Skip to content

[SPARK-56113][PS] Improve pandas 3 string restoration in pandas-on-Spark#54926

Open
ueshin wants to merge 2 commits intoapache:masterfrom
ueshin:issues/SPARK-56113/string_restoration
Open

[SPARK-56113][PS] Improve pandas 3 string restoration in pandas-on-Spark#54926
ueshin wants to merge 2 commits intoapache:masterfrom
ueshin:issues/SPARK-56113/string_restoration

Conversation

@ueshin
Copy link
Member

@ueshin ueshin commented Mar 20, 2026

What changes were proposed in this pull request?

This PR updates string restoration in python/pyspark/pandas/data_type_ops/string_ops.py so string columns are restored with the pandas dtype carried in the internal field when converting back to pandas in pandas 3 environments.

This improves pandas 3 compatibility for string round-trips and also fixes downstream cases where restored string-related metadata could differ from pandas behavior.

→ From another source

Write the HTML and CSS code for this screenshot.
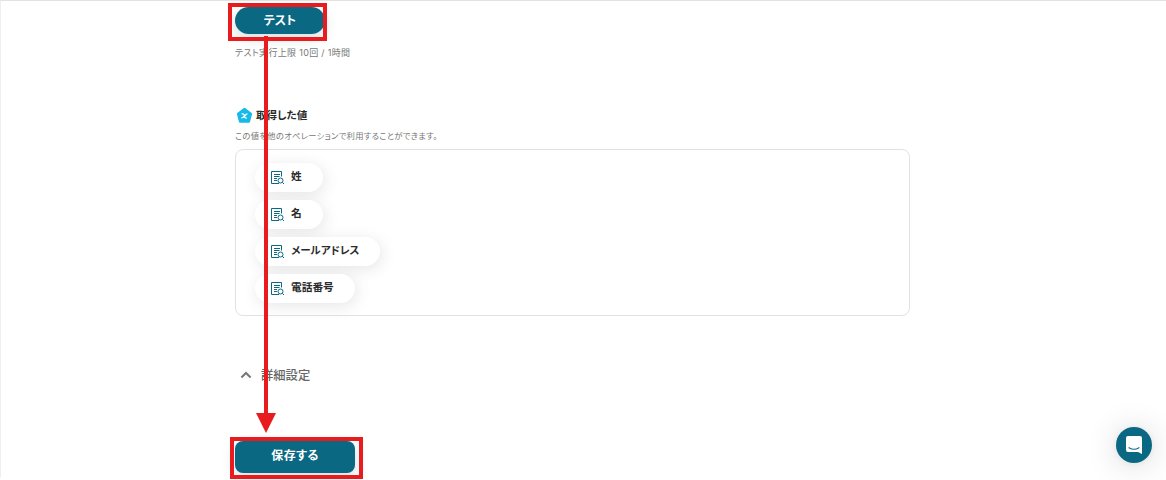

Why are the changes needed?

pandas 3 is stricter about string dtype restoration and missing-value handling.

In pandas-on-Spark, converting string data back to pandas should preserve the intended pandas dtype instead of falling back to less precise restoration behavior. Without that, pandas 3 comparisons can fail even when the underlying values match.

Does this PR introduce any user-facing change?

Yes, it will behave more like pandas 3.

How was this patch tested?

Added the related tests and the other existing tests should pass.

Was this patch authored or co-authored using generative AI tooling?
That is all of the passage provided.